Herr Elsener, herzlichen Dank für das Interview.





Über VICTORINOX
Ein Jahrhundert Tradition und Erfahrung liegt den Victorinox-Taschenwerkzeugen zugrunde. 1884 wurde die damalige Messerwerkstatt von Karl und Victoria Elsener gegründet und bereits 1891 erfolgte die erste Lieferung von Soldatenmessern an die Schweizer Armee. Als Karl Elsener 1897 das Original Schweizer «Offiziersmesser» schuf, konnte er nicht ahnen, dass dieses auf der ganzen Welt zum Symbol für Qualität, Funktionalität und den Schweizer Erfindergeist werden sollte. Es ist heute als «Swiss Army Knife» international geschützt und steht wie kaum ein anderes Produkt für das weltberühmte «Swiss Made»-Qualitätslabel. Die einzigartige Erfindungsgabe, welche die Victorinox-Produktpalette prägt, hat ihren Ursprung in den Wünschen der Kunden, denen die Victorinox-Entwickler sehr aufmerksam zuhören. Sie führt zu neuen Produkten mit neuartigen Funktionen, die den vielfältigen Anforderungen und Wertvorstellungen der Verbraucher auf ideale Weise entgegenkommen.

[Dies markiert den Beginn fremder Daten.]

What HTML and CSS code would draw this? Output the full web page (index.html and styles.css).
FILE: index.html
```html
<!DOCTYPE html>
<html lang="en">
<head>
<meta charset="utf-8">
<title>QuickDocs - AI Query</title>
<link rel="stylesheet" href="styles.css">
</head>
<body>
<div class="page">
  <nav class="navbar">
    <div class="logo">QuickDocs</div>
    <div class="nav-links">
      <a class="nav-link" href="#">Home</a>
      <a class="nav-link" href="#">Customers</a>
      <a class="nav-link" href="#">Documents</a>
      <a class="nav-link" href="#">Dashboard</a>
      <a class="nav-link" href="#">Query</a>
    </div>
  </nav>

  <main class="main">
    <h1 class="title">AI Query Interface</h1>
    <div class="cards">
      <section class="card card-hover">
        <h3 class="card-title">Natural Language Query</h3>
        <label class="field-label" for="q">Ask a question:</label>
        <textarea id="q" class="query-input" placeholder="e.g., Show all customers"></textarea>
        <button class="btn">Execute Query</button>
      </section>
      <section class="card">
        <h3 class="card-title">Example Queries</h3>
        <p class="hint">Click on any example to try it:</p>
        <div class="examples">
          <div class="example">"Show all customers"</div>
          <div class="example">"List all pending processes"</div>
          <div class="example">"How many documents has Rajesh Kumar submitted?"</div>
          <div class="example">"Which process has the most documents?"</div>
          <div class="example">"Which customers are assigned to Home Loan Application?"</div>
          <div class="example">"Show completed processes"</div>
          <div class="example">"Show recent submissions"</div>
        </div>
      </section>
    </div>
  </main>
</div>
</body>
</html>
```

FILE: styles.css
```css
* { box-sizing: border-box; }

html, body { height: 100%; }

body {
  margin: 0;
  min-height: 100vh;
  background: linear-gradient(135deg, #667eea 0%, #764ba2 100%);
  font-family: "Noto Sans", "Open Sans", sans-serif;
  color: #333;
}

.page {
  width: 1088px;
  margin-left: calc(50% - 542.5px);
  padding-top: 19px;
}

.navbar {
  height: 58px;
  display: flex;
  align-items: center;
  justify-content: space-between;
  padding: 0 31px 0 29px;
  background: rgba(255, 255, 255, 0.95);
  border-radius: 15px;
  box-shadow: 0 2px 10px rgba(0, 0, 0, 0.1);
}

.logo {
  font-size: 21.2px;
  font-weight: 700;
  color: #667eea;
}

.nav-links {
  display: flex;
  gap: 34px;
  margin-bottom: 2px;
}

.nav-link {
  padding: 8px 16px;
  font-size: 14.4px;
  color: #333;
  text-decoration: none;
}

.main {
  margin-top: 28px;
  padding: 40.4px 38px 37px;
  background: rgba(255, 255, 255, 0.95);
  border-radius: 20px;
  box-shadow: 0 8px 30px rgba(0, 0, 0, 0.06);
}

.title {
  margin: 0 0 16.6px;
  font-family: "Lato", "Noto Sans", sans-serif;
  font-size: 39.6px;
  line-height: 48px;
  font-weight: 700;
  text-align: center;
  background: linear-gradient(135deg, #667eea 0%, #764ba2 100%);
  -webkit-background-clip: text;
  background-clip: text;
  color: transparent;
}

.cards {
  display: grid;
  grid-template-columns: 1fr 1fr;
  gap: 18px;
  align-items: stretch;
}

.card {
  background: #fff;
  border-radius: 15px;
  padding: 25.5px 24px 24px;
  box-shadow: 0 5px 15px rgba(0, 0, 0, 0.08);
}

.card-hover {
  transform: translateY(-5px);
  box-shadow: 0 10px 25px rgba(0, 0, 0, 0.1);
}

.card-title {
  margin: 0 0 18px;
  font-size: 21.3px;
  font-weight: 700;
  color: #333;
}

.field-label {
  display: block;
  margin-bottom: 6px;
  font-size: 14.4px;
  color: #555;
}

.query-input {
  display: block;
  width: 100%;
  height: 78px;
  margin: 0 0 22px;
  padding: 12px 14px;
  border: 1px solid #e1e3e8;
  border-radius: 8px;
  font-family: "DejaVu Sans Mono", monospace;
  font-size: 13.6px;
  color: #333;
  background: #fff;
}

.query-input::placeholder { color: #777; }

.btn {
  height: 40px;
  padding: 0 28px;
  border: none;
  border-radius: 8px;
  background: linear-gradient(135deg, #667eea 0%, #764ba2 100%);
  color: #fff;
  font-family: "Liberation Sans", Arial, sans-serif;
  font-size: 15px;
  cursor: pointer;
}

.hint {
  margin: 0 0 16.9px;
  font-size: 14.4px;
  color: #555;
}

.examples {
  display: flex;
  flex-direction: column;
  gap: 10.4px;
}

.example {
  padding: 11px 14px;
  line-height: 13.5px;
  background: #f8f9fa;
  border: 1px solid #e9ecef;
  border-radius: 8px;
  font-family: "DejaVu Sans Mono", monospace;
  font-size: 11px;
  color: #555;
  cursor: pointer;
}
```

Der Hersteller aus dem Swiss Knife Valley ist überzeugt, dass Funktionalität und Nützlichkeit allein nicht ausreichen, um auch die Gefühle der Menschen zu erreichen. Erst ein gutes Design, das die Ästhetik der intelligenten Funktion zum Ausdruck bringt, verleiht den Produkten eine unverwechselbare Identität, die aus zufriedenen Kunden treue Kunden macht. Die Victorinox-Taschenwerkzeuge, die Haushalt – und Berufsmesser, die Victorinox Swiss Army-Uhren, das Parfüm, das Reisegepäck und die Freizeit-Bekleidung sind geschaffen, um Probleme zu lösen, höchste Anforderungen zu erfüllen und durch schlichte Eleganz zu gefallen. Sie sind erdacht und gemacht, um den Menschen zu nützen.


Zur Person:
Carl Elsener-Britschgi ist Direktor von Victorinox, 50 Jahre alt, verheiratet und Vater von drei Kindern.